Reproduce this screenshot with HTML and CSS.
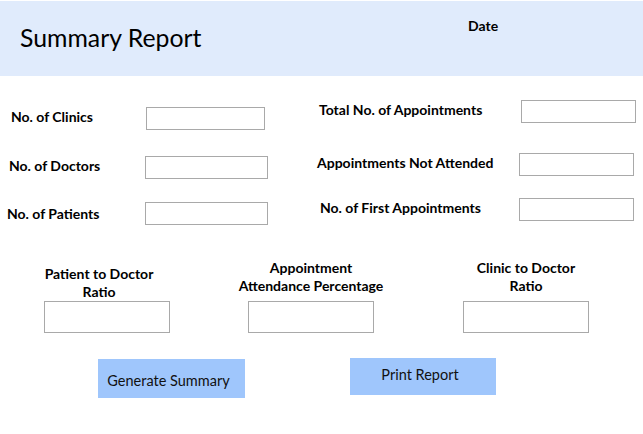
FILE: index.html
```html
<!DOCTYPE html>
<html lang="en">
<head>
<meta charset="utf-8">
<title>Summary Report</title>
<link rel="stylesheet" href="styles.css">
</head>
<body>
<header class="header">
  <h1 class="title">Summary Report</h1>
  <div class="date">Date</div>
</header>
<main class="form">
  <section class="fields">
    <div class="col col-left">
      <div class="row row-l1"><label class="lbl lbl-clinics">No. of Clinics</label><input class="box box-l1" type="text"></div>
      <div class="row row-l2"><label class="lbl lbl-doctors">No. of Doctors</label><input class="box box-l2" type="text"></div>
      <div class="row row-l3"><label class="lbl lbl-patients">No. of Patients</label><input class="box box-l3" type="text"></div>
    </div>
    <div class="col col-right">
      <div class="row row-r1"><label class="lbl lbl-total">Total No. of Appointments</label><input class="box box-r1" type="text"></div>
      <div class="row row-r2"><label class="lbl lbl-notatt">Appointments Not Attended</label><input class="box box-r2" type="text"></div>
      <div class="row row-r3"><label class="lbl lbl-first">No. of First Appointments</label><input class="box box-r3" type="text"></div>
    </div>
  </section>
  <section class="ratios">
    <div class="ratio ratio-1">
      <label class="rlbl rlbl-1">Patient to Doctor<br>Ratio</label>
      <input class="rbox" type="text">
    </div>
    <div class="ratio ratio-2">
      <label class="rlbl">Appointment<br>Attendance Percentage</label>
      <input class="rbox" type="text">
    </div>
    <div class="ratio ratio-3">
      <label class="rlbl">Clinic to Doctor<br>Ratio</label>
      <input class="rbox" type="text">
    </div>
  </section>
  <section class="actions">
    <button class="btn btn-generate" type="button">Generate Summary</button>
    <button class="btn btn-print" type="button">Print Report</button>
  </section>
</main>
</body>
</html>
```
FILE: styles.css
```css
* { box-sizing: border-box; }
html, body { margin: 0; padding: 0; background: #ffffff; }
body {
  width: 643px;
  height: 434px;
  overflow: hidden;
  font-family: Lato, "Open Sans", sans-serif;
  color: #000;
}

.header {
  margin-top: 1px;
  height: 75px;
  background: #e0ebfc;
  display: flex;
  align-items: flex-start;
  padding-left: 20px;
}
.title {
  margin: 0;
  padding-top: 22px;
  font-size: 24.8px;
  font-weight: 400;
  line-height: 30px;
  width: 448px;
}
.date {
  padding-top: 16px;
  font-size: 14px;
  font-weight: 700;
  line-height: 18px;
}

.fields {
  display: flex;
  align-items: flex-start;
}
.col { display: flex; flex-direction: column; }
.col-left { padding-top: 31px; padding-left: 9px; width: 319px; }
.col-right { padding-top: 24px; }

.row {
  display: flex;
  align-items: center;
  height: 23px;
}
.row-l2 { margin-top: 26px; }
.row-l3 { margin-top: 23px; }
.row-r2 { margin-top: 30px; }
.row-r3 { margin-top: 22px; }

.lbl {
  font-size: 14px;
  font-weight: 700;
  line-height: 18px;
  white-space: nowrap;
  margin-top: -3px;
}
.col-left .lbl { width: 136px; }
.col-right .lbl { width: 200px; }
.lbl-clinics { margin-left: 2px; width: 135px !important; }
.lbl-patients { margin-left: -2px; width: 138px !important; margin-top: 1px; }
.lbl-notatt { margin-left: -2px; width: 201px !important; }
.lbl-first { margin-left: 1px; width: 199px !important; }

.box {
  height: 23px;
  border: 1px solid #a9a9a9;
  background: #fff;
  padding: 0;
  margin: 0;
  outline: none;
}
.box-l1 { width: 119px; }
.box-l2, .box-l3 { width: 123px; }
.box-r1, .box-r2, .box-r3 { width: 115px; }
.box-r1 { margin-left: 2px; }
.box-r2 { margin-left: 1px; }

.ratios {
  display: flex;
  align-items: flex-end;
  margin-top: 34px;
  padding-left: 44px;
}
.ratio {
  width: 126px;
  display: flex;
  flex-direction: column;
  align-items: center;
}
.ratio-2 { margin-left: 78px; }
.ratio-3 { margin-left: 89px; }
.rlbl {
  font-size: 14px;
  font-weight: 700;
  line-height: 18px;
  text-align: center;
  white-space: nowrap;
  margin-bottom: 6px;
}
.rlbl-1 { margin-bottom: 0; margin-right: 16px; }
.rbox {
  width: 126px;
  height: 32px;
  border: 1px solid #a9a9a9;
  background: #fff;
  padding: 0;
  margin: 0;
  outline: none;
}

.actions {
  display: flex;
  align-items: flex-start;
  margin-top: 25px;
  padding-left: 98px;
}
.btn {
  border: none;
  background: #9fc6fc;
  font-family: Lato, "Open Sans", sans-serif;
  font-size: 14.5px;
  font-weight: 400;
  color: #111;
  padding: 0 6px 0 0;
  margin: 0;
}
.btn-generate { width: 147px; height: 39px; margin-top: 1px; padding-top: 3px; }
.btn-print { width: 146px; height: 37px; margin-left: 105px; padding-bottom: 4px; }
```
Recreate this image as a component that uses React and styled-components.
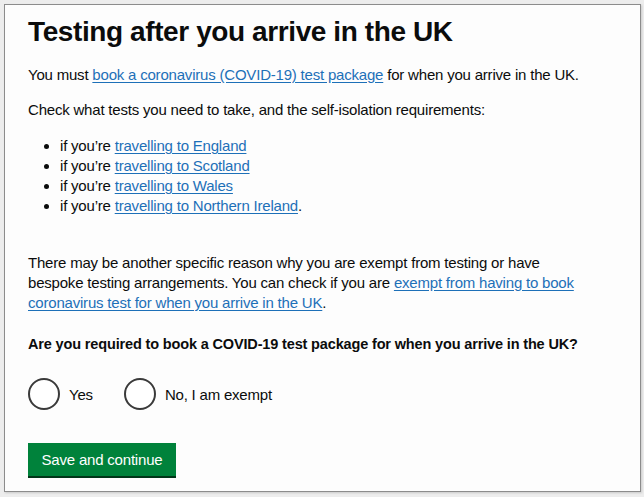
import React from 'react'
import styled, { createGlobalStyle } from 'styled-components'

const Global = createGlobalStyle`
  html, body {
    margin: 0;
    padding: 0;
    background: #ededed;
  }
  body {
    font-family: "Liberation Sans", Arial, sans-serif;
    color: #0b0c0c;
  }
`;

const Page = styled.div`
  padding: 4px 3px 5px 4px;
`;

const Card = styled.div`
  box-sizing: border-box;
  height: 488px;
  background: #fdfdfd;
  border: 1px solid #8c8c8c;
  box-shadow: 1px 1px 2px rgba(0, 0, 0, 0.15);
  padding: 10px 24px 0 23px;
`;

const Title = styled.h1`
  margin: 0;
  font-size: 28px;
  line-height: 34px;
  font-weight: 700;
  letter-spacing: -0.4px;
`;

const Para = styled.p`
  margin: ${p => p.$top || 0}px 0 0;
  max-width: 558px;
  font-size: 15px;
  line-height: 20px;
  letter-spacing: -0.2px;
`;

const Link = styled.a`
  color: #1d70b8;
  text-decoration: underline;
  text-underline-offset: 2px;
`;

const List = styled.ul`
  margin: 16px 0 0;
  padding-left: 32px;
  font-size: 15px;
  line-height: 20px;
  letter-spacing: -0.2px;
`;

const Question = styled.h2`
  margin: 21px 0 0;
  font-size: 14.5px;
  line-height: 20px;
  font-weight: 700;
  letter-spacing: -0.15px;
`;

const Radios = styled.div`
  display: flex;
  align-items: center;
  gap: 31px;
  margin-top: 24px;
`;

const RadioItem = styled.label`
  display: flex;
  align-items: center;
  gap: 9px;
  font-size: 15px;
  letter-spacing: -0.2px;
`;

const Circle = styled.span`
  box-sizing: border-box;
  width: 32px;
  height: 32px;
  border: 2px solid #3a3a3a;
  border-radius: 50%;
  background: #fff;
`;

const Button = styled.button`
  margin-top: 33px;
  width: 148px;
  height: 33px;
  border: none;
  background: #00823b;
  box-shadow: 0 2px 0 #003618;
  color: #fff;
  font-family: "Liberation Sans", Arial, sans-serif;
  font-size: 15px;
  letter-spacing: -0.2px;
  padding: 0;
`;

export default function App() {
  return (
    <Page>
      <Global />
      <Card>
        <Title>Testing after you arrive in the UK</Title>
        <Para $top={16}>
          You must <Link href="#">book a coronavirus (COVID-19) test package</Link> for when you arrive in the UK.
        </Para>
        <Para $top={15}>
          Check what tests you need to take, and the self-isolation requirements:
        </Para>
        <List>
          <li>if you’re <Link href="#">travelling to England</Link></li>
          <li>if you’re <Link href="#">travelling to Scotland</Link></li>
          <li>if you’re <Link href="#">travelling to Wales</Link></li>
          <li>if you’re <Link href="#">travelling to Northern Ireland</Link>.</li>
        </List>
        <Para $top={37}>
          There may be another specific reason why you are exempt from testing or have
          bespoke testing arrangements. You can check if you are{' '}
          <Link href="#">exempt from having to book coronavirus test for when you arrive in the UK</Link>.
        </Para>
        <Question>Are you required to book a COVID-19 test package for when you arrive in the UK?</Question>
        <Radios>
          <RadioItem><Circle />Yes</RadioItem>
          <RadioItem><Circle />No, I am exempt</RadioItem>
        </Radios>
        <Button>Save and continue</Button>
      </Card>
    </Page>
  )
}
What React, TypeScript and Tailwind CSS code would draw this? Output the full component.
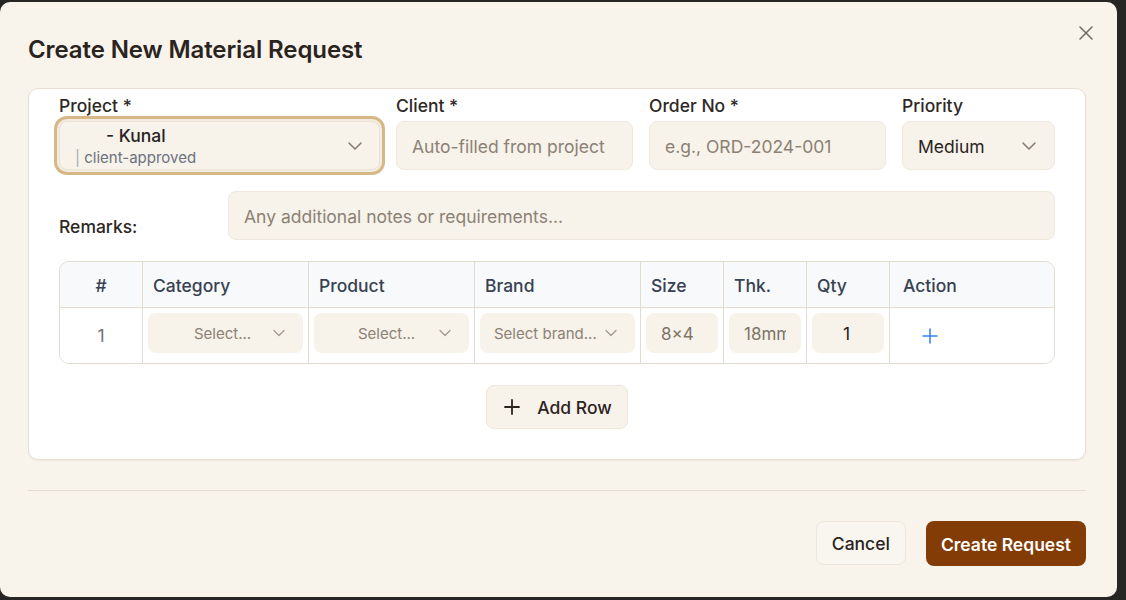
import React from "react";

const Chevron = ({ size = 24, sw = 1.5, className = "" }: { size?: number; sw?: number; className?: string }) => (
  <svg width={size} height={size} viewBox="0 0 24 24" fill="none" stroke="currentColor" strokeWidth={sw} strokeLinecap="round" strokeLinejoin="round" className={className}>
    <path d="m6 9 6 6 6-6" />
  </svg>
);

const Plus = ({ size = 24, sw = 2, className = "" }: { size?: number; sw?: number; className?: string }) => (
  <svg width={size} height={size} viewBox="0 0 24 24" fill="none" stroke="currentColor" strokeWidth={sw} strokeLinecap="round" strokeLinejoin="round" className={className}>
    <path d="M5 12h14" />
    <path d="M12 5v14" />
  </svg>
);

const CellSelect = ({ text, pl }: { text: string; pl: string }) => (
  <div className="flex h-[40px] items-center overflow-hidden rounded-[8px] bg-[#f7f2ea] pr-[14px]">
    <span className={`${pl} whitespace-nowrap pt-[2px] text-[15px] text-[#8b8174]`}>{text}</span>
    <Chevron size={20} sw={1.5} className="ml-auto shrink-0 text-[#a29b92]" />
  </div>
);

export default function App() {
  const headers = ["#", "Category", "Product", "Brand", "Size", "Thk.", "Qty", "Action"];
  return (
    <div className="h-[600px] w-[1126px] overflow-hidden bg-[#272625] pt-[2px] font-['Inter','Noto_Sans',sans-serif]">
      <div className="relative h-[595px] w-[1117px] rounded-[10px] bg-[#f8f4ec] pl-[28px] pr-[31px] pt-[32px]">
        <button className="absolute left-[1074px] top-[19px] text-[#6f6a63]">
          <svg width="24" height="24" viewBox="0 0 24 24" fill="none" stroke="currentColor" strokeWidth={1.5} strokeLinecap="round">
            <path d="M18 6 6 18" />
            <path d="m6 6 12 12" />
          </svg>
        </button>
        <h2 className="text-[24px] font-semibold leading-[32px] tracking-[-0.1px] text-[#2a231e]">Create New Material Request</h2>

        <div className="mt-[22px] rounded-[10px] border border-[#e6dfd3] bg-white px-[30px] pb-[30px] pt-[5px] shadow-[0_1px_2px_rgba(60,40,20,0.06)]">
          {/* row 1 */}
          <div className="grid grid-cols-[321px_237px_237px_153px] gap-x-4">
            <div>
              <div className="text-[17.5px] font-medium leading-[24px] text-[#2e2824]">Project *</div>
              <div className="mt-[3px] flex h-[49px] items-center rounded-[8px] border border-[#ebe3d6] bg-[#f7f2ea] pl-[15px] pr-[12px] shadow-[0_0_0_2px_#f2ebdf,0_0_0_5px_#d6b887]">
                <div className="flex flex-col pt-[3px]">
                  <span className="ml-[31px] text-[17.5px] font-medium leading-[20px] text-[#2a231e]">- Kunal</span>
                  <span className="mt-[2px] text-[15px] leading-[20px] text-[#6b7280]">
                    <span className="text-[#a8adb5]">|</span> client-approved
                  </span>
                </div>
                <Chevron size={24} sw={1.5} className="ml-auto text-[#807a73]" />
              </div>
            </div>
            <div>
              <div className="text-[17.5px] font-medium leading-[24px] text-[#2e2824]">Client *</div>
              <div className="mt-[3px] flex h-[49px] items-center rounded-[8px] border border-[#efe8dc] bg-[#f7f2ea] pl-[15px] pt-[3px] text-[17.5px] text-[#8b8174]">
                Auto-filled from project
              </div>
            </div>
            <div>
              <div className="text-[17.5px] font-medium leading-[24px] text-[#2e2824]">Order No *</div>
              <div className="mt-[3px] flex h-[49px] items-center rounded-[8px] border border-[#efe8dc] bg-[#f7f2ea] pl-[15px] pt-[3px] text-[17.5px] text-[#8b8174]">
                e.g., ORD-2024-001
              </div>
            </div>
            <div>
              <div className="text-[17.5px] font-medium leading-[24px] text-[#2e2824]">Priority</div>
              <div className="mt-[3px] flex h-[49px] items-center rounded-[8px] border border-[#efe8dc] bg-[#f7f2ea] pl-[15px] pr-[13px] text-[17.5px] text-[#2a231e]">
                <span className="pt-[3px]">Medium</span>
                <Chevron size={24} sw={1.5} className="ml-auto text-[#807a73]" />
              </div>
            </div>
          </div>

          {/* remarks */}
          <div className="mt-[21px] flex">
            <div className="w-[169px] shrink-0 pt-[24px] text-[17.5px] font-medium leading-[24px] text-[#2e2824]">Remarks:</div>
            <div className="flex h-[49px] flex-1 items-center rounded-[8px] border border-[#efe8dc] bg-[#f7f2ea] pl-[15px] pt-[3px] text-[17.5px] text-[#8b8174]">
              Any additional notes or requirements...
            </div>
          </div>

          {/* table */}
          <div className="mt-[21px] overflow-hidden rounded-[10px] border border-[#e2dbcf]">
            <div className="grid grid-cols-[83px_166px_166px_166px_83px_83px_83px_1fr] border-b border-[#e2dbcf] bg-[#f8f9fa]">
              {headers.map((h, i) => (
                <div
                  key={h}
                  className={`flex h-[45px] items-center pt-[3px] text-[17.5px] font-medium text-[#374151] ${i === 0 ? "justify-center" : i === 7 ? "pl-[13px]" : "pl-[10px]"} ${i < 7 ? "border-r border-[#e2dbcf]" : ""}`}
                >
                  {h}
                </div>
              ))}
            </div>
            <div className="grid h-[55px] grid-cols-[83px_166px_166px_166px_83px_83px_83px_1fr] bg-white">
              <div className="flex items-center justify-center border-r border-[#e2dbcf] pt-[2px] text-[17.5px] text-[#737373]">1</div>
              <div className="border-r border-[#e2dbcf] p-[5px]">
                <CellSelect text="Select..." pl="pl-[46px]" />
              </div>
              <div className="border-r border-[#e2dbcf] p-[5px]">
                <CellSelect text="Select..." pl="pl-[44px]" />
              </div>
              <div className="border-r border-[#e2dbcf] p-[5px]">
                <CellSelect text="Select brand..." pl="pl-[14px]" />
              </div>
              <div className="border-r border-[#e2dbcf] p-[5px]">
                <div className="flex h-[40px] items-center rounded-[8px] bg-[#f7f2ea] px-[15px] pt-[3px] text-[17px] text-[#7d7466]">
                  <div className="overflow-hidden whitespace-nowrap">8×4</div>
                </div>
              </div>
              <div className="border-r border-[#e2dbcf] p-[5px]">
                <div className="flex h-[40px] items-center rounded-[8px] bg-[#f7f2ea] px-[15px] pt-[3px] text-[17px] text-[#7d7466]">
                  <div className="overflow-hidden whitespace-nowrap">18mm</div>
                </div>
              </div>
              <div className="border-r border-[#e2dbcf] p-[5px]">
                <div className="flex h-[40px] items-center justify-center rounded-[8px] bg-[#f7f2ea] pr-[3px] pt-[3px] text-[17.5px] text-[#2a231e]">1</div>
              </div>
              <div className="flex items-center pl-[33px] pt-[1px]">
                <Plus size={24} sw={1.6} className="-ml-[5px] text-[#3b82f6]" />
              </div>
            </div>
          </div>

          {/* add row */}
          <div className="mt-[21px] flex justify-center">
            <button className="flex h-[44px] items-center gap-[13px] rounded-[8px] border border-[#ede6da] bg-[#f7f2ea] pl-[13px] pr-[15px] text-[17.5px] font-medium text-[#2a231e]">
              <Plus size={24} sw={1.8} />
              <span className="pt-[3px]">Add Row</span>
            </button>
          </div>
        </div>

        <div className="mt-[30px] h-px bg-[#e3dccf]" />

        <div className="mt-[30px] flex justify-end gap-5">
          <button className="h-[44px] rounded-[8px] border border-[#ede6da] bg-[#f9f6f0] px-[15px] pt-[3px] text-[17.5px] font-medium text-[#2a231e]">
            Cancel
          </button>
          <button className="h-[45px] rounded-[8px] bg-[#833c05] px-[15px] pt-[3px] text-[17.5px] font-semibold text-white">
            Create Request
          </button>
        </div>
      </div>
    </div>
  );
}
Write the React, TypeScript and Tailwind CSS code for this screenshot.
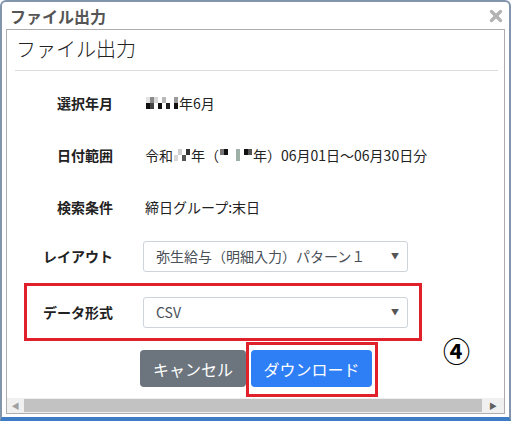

**WRITTEN TASK**
In the entries above, find every line with the word "code" and list it.

**FULL ANSWER**
What React, TypeScript and Tailwind CSS code would draw this? Output the full component.
Write the React, TypeScript and Tailwind CSS code for this screenshot.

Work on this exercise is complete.